The triumph comes in a few weeks time, at Easter, in the Resurrection.

And in the Resurrection, in the Easter hope, all those compliments that God has paid to us are given their climax, their completion, in God inviting us once again to be like God, to be in God’s image and likeness, to live in the hope of Easter, to live in the light of the Resurrection.

Prayer is not an easy way of getting the things we want. Prayer is about shaping us so that we can be the people God has created us to be.

And when we pray, when we truly pray, then we have to act truly too, behave not just according to our wishes, but to behave as true disciples and believers.

But behaving as true disciples is difficult. At times it means going against the images and false gods of “reality” and “celebrity” culture.

Instead of speaking up for me, and bringing my shopping list of demands and hopes for success to God, true discipleship and true prayer means making God’s priorities my priorities: the poor, the sick, the imprisoned, the isolated, the marginalised, the victims, the unloved.

That’s difficult.

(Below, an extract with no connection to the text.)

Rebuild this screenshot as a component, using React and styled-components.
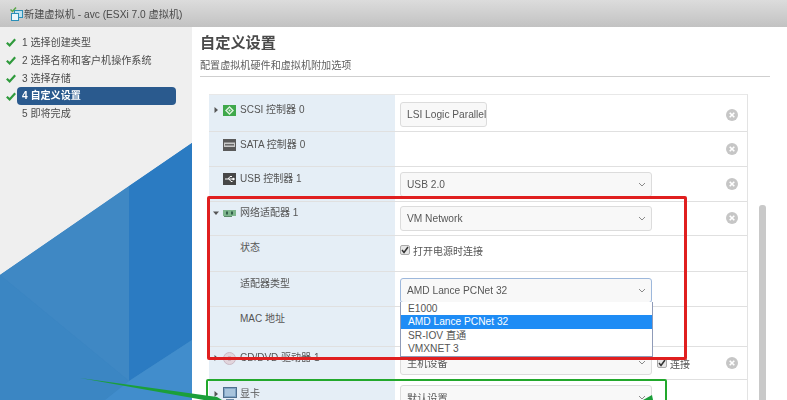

But then, nobody said that being a Christian was going to be easy … that being a Christian wouldn’t cost anything.

As the German martyr and theologian, Dietrich Bonhoeffer, might have put it, being a disciple means having to pay the cost of discipleship. There is no cheap Christianity and there is no cheap grace.

Or as Jesus tells Peter in our Gospel reading this morning, if I want to be his follower, I need to be prepared to deny all things that society would want me to desire, and to take up my cross and follow Christ.

And so this Lent, we can deny the ambitions and desires that others would want to lay on our shoulders, we can resolve to turn our priorities on their head, we can decide to live in the light of the Resurrection, to look forward in hope to the joys of Easter, and to seek God’s will for us, for our neighbours, for humanity, for the world.

And now may all praise, honour and glory be to God, Father, Son and Holy Spirit, Amen.

Canon Patrick Comerford is Director of Spiritual Formation, the Church of Ireland Theological Institute, Dublin. This sermon was preached during a broadcast Service of the Word on RTÉ Radio 1 on Sunday 8 March 2009.